Note the handling of the the postal stationary. Stamps are described as 'on' the postal card or envelopes.

$2.00 U.S. Capitol (2) and 2c Washington (2) Fourth Bureau 1935 Chicago, Ill. Parcel Card ($4.04 - Zone 5 11c First Pound + 5.3c x 74 Additional Pounds) to Baltimore, Md. MONARCH SIZE

Please pay particular note to placing quantity. When you reuse part of a stamp description, place the quantity AFTER the words that apply to that particular stamp. This is an incredibly common place for errors. Be absolutely certain you understand this.

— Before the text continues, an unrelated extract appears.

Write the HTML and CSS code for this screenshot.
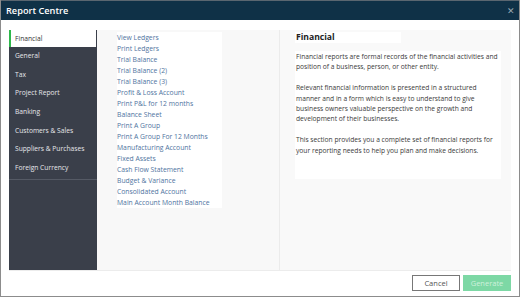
FILE: index.html
```html
<!DOCTYPE html>
<html lang="en">
<head>
    <meta charset="UTF-8">
    <title>Report Centre</title>
    <link rel="stylesheet" href="styles.css">
</head>
<body>
    <div class="dialog">
        <div class="titlebar">
            <span class="title">Report Centre</span>
            <span class="close">&#x2715;</span>
        </div>
        <div class="main">
            <ul class="sidebar">
                <li class="active">Financial</li>
                <li>General</li>
                <li>Tax</li>
                <li>Project Report</li>
                <li>Banking</li>
                <li>Customers &amp; Sales</li>
                <li>Suppliers &amp; Purchases</li>
                <li>Foreign Currency</li>
            </ul>
            <div class="reports">
                <ul class="report-list">
                    <li>View Ledgers</li>
                    <li>Print Ledgers</li>
                    <li>Trial Balance</li>
                    <li>Trial Balance (2)</li>
                    <li>Trial Balance (3)</li>
                    <li>Profit &amp; Loss Account</li>
                    <li>Print P&amp;L for 12 months</li>
                    <li>Balance Sheet</li>
                    <li>Print A Group</li>
                    <li>Print A Group For 12 Months</li>
                    <li>Manufacturing Account</li>
                    <li>Fixed Assets</li>
                    <li>Cash Flow Statement</li>
                    <li>Budget &amp; Variance</li>
                    <li>Consolidated Account</li>
                    <li>Main Account Month Balance</li>
                </ul>
            </div>
            <div class="info">
                <h2 class="info-title">Financial</h2>
                <div class="info-body">
                    <p>Financial reports are formal records of the financial activities and position of a business, person, or other entity.</p>
                    <p>Relevant financial information is presented in a structured manner and in a form which is easy to understand to give business owners valuable perspective on the growth and development of their businesses.</p>
                    <p>This section provides you a complete set of financial reports for your reporting needs to help you plan and make decisions.</p>
                </div>
            </div>
        </div>
        <div class="footer">
            <button class="btn btn-cancel">Cancel</button>
            <button class="btn btn-generate">Generate</button>
        </div>
    </div>
</body>
</html>
```
FILE: styles.css
```css
body {
    margin: 0;
    padding: 0;
    font-family: "Open Sans", sans-serif;
    background-color: #fff;
}

.dialog {
    width: 520px;
    height: 297px;
    box-sizing: border-box;
    border: 1px solid #8c8c8c;
    border-top: none;
    display: flex;
    flex-direction: column;
}

.titlebar {
    height: 19px;
    background-color: #0f3147;
    border-top: 1px solid #5a6670;
    display: flex;
    align-items: center;
    justify-content: space-between;
    padding: 0 4px 0 5px;
}

.title {
    color: #fff;
    font-size: 9.2px;
    font-weight: 600;
}

.close {
    color: #9aa8b2;
    font-size: 9px;
    font-weight: 300;
}

.main {
    display: flex;
    height: 240px;
    margin: 10px 8px 0 8px;
    border-bottom: 1px solid #ececec;
}

.sidebar {
    list-style: none;
    margin: 0;
    padding: 0;
    width: 88px;
    background-color: #3a3f4a;
}

.sidebar li {
    height: 18.7px;
    line-height: 18.7px;
    padding-left: 6px;
    color: #e6e7ea;
    font-size: 6.7px;
    font-weight: 500;
}

.sidebar li:last-child {
    height: 20px;
    line-height: 18.7px;
    border-bottom: 1px solid #555a65;
}

.sidebar li.active {
    height: 17px;
    line-height: 17px;
    background-color: #fff;
    color: #333;
    border-left: 2px solid #2eb84b;
    padding-left: 4px;
    margin-right: 1px;
}

.reports {
    width: 183px;
    background-color: #f8f8f8;
    border-right: 1px solid #ebebeb;
    padding: 2px 0 0 20px;
    box-sizing: border-box;
}

.report-list {
    list-style: none;
    margin: 0;
    padding: 0;
    width: 105px;
    background-color: #fff;
}

.report-list li {
    height: 11px;
    line-height: 11px;
    color: #4f74a0;
    font-size: 6.8px;
    white-space: nowrap;
}

.info {
    flex: 1;
    background-color: #f9f9f9;
    padding: 2px 10px 0 15px;
}

.info-title {
    display: block;
    margin: 0;
    width: 105px;
    height: 11px;
    line-height: 11px;
    padding-left: 1px;
    background-color: #fff;
    color: #222;
    font-size: 8.6px;
    font-weight: 700;
}

.info-body {
    margin-top: 8px;
    background-color: #fff;
    padding: 1px 0 0 1px;
    height: 127px;
}

.info-body p {
    margin: 0 0 10.4px 0;
    font-size: 6.68px;
    line-height: 10.4px;
    color: #3a3a3a;
}

.footer {
    flex: 1;
    display: flex;
    justify-content: flex-end;
    align-items: flex-start;
    gap: 3px;
    padding: 4px 8px 0 0;
}

.btn {
    height: 16px;
    font-family: "Open Sans", sans-serif;
    font-size: 7.5px;
    padding: 0;
}

.btn-cancel {
    width: 48px;
    background-color: #fff;
    border: 1px solid #777;
    color: #555;
}

.btn-generate {
    width: 48px;
    background-color: #7dd8a5;
    border: 1px solid #7dd8a5;
    color: #cdf1dc;
}
```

3c Lincoln, 5c Roosevelt, and 15c Statue of Liberty Fourth Bureau 1926 Fairfield, Ala. Registered Double weight to Esslingen, Germany MONARCH SIZE

Please note the commas and the use of the word ‘and’ to note the stamps.

1/2c Prexie on 1c Green Jefferson Postal Card 1944 New York, N.Y. Madison Square Station Printed matter to Tipton, Great Britain.

Note the handling of the postal card.

2c Washington Franklin 1909 Chicago, Ill. PPC to First Infantry, U.S. Embassy, Tokyo, Japan.

It is not usually important to specifically identify the stamp. Here the main interest is the usage. In most cases, the most important factors of the cover are the rate, usage or the marking.

1c Washington Franklin Perforated 12 Horizontal Coil 1910 Chicago, Ill. PPC to Columbus, Ohio.

Here, the specific stamp is integral to the value, so it is described so that the words describe one particular stamp.